# Required task:
Copy the lines below as they are; omit the images they contain.

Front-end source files
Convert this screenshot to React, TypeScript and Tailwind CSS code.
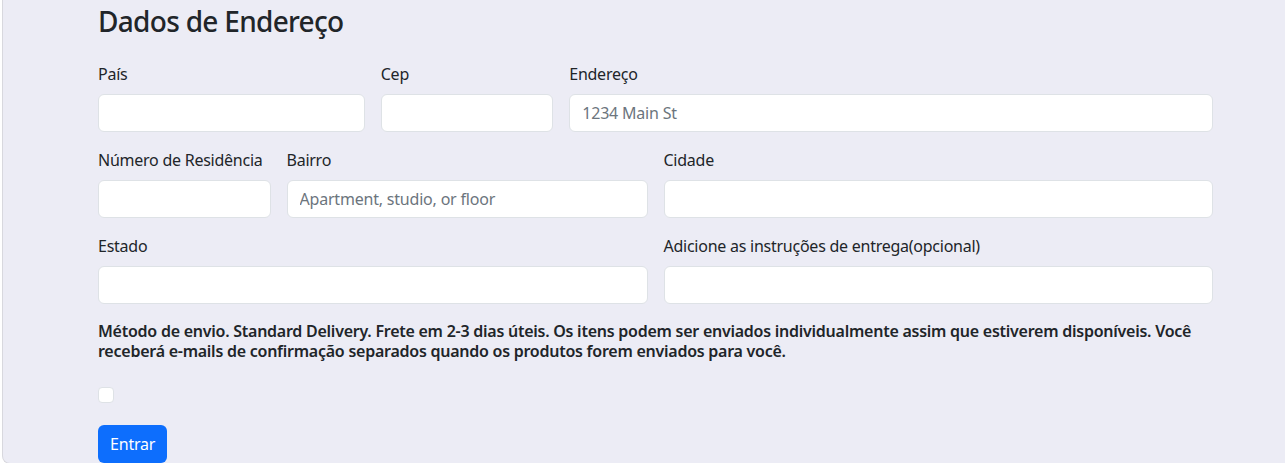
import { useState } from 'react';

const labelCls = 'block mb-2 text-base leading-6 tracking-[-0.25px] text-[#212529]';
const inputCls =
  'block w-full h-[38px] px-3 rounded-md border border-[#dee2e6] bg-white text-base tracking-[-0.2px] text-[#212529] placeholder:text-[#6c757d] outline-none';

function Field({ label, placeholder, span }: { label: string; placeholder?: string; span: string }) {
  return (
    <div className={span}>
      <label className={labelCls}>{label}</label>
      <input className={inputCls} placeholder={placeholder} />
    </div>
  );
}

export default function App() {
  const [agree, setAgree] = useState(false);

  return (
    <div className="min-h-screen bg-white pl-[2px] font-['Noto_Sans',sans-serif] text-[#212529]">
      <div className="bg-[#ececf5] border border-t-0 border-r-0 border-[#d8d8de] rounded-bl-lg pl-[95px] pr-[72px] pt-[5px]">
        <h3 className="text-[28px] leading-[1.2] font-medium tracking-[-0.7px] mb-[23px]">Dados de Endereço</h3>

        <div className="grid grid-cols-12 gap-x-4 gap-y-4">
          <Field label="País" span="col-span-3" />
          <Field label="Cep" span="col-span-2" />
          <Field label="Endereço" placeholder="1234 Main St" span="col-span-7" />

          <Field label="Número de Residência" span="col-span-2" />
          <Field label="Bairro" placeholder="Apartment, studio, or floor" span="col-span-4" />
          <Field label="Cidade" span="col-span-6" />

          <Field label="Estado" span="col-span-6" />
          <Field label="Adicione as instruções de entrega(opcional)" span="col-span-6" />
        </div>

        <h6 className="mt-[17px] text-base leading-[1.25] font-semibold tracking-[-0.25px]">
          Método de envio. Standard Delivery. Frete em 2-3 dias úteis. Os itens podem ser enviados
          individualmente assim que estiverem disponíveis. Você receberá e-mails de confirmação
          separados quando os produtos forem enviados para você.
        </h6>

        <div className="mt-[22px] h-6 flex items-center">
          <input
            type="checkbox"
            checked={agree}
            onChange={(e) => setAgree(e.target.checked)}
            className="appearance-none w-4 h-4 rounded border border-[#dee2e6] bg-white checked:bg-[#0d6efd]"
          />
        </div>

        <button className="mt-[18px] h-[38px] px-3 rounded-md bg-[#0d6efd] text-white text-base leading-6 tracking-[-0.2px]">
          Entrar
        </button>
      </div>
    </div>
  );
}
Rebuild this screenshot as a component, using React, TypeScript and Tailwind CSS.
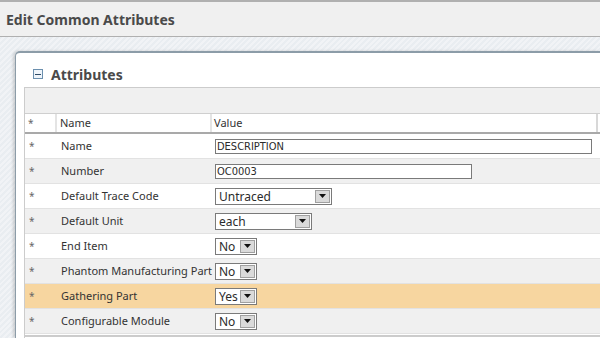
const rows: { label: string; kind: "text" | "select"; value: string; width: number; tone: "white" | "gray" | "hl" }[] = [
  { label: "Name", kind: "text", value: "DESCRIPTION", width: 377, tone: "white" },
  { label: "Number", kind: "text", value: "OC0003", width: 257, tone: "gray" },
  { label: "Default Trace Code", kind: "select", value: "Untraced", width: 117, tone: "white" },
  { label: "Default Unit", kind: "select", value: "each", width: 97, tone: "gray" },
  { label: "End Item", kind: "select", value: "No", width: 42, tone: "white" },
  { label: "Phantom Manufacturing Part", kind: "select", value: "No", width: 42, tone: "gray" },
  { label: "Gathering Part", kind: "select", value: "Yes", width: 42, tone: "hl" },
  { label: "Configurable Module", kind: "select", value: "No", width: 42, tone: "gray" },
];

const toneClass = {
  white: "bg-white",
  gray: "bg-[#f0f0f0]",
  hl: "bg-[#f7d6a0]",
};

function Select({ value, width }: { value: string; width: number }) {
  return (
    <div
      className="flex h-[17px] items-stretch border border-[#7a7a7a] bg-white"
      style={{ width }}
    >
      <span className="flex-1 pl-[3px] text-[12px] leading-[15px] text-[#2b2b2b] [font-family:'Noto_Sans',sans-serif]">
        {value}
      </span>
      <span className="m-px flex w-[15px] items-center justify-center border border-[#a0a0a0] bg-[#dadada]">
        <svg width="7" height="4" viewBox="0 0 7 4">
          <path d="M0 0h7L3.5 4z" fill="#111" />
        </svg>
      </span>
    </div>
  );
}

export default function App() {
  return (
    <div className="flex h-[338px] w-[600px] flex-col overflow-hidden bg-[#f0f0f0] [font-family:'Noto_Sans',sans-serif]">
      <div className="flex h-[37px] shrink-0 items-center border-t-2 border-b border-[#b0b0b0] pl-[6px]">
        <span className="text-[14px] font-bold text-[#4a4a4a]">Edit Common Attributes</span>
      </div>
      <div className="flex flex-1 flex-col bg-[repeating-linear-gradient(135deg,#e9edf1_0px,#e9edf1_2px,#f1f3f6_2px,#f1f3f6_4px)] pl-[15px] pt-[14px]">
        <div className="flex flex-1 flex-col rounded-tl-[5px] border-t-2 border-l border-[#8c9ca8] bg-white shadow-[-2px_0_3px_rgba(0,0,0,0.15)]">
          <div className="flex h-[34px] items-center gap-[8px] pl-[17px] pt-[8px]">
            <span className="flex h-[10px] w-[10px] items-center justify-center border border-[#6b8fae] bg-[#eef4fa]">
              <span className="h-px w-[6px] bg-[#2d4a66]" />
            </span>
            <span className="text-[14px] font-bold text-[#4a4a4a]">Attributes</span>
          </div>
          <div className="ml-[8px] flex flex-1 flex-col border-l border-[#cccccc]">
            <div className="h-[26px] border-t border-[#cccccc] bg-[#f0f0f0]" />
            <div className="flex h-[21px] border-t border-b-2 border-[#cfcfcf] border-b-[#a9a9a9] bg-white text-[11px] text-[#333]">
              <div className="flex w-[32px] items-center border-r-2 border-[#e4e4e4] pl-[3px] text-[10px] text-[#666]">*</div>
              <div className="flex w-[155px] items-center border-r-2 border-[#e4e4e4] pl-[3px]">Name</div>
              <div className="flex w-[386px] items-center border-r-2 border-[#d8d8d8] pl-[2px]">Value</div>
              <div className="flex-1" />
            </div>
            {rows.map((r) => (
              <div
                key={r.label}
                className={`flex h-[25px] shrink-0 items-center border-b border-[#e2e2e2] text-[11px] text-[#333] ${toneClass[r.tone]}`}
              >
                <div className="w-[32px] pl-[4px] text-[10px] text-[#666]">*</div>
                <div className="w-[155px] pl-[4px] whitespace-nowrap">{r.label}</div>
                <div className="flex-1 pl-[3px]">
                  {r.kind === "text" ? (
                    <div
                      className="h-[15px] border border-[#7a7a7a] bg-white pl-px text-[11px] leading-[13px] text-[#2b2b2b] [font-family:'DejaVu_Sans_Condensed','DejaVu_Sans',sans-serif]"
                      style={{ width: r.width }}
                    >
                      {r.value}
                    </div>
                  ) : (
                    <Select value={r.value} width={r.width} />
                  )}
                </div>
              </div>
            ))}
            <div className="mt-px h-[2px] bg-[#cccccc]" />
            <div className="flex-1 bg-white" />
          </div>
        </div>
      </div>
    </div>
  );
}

# Solution below:
Convert this screenshot to React, TypeScript and Tailwind CSS code.
import { useState } from 'react';

const labelCls = 'block mb-2 text-base leading-6 tracking-[-0.25px] text-[#212529]';
const inputCls =
  'block w-full h-[38px] px-3 rounded-md border border-[#dee2e6] bg-white text-base tracking-[-0.2px] text-[#212529] placeholder:text-[#6c757d] outline-none';

function Field({ label, placeholder, span }: { label: string; placeholder?: string; span: string }) {
  return (
    <div className={span}>
      <label className={labelCls}>{label}</label>
      <input className={inputCls} placeholder={placeholder} />
    </div>
  );
}

export default function App() {
  const [agree, setAgree] = useState(false);

  return (
    <div className="min-h-screen bg-white pl-[2px] font-['Noto_Sans',sans-serif] text-[#212529]">
      <div className="bg-[#ececf5] border border-t-0 border-r-0 border-[#d8d8de] rounded-bl-lg pl-[95px] pr-[72px] pt-[5px]">
        <h3 className="text-[28px] leading-[1.2] font-medium tracking-[-0.7px] mb-[23px]">Dados de Endereço</h3>

        <div className="grid grid-cols-12 gap-x-4 gap-y-4">
          <Field label="País" span="col-span-3" />
          <Field label="Cep" span="col-span-2" />
          <Field label="Endereço" placeholder="1234 Main St" span="col-span-7" />

          <Field label="Número de Residência" span="col-span-2" />
          <Field label="Bairro" placeholder="Apartment, studio, or floor" span="col-span-4" />
          <Field label="Cidade" span="col-span-6" />

          <Field label="Estado" span="col-span-6" />
          <Field label="Adicione as instruções de entrega(opcional)" span="col-span-6" />
        </div>

        <h6 className="mt-[17px] text-base leading-[1.25] font-semibold tracking-[-0.25px]">
          Método de envio. Standard Delivery. Frete em 2-3 dias úteis. Os itens podem ser enviados
          individualmente assim que estiverem disponíveis. Você receberá e-mails de confirmação
          separados quando os produtos forem enviados para você.
        </h6>

        <div className="mt-[22px] h-6 flex items-center">
          <input
            type="checkbox"
            checked={agree}
            onChange={(e) => setAgree(e.target.checked)}
            className="appearance-none w-4 h-4 rounded border border-[#dee2e6] bg-white checked:bg-[#0d6efd]"
          />
        </div>

        <button className="mt-[18px] h-[38px] px-3 rounded-md bg-[#0d6efd] text-white text-base leading-6 tracking-[-0.2px]">
          Entrar
        </button>
      </div>
    </div>
  );
}
Rebuild this screenshot as a component, using React, TypeScript and Tailwind CSS.
const rows: { label: string; kind: "text" | "select"; value: string; width: number; tone: "white" | "gray" | "hl" }[] = [
  { label: "Name", kind: "text", value: "DESCRIPTION", width: 377, tone: "white" },
  { label: "Number", kind: "text", value: "OC0003", width: 257, tone: "gray" },
  { label: "Default Trace Code", kind: "select", value: "Untraced", width: 117, tone: "white" },
  { label: "Default Unit", kind: "select", value: "each", width: 97, tone: "gray" },
  { label: "End Item", kind: "select", value: "No", width: 42, tone: "white" },
  { label: "Phantom Manufacturing Part", kind: "select", value: "No", width: 42, tone: "gray" },
  { label: "Gathering Part", kind: "select", value: "Yes", width: 42, tone: "hl" },
  { label: "Configurable Module", kind: "select", value: "No", width: 42, tone: "gray" },
];

const toneClass = {
  white: "bg-white",
  gray: "bg-[#f0f0f0]",
  hl: "bg-[#f7d6a0]",
};

function Select({ value, width }: { value: string; width: number }) {
  return (
    <div
      className="flex h-[17px] items-stretch border border-[#7a7a7a] bg-white"
      style={{ width }}
    >
      <span className="flex-1 pl-[3px] text-[12px] leading-[15px] text-[#2b2b2b] [font-family:'Noto_Sans',sans-serif]">
        {value}
      </span>
      <span className="m-px flex w-[15px] items-center justify-center border border-[#a0a0a0] bg-[#dadada]">
        <svg width="7" height="4" viewBox="0 0 7 4">
          <path d="M0 0h7L3.5 4z" fill="#111" />
        </svg>
      </span>
    </div>
  );
}

export default function App() {
  return (
    <div className="flex h-[338px] w-[600px] flex-col overflow-hidden bg-[#f0f0f0] [font-family:'Noto_Sans',sans-serif]">
      <div className="flex h-[37px] shrink-0 items-center border-t-2 border-b border-[#b0b0b0] pl-[6px]">
        <span className="text-[14px] font-bold text-[#4a4a4a]">Edit Common Attributes</span>
      </div>
      <div className="flex flex-1 flex-col bg-[repeating-linear-gradient(135deg,#e9edf1_0px,#e9edf1_2px,#f1f3f6_2px,#f1f3f6_4px)] pl-[15px] pt-[14px]">
        <div className="flex flex-1 flex-col rounded-tl-[5px] border-t-2 border-l border-[#8c9ca8] bg-white shadow-[-2px_0_3px_rgba(0,0,0,0.15)]">
          <div className="flex h-[34px] items-center gap-[8px] pl-[17px] pt-[8px]">
            <span className="flex h-[10px] w-[10px] items-center justify-center border border-[#6b8fae] bg-[#eef4fa]">
              <span className="h-px w-[6px] bg-[#2d4a66]" />
            </span>
            <span className="text-[14px] font-bold text-[#4a4a4a]">Attributes</span>
          </div>
          <div className="ml-[8px] flex flex-1 flex-col border-l border-[#cccccc]">
            <div className="h-[26px] border-t border-[#cccccc] bg-[#f0f0f0]" />
            <div className="flex h-[21px] border-t border-b-2 border-[#cfcfcf] border-b-[#a9a9a9] bg-white text-[11px] text-[#333]">
              <div className="flex w-[32px] items-center border-r-2 border-[#e4e4e4] pl-[3px] text-[10px] text-[#666]">*</div>
              <div className="flex w-[155px] items-center border-r-2 border-[#e4e4e4] pl-[3px]">Name</div>
              <div className="flex w-[386px] items-center border-r-2 border-[#d8d8d8] pl-[2px]">Value</div>
              <div className="flex-1" />
            </div>
            {rows.map((r) => (
              <div
                key={r.label}
                className={`flex h-[25px] shrink-0 items-center border-b border-[#e2e2e2] text-[11px] text-[#333] ${toneClass[r.tone]}`}
              >
                <div className="w-[32px] pl-[4px] text-[10px] text-[#666]">*</div>
                <div className="w-[155px] pl-[4px] whitespace-nowrap">{r.label}</div>
                <div className="flex-1 pl-[3px]">
                  {r.kind === "text" ? (
                    <div
                      className="h-[15px] border border-[#7a7a7a] bg-white pl-px text-[11px] leading-[13px] text-[#2b2b2b] [font-family:'DejaVu_Sans_Condensed','DejaVu_Sans',sans-serif]"
                      style={{ width: r.width }}
                    >
                      {r.value}
                    </div>
                  ) : (
                    <Select value={r.value} width={r.width} />
                  )}
                </div>
              </div>
            ))}
            <div className="mt-px h-[2px] bg-[#cccccc]" />
            <div className="flex-1 bg-white" />
          </div>
        </div>
      </div>
    </div>
  );
}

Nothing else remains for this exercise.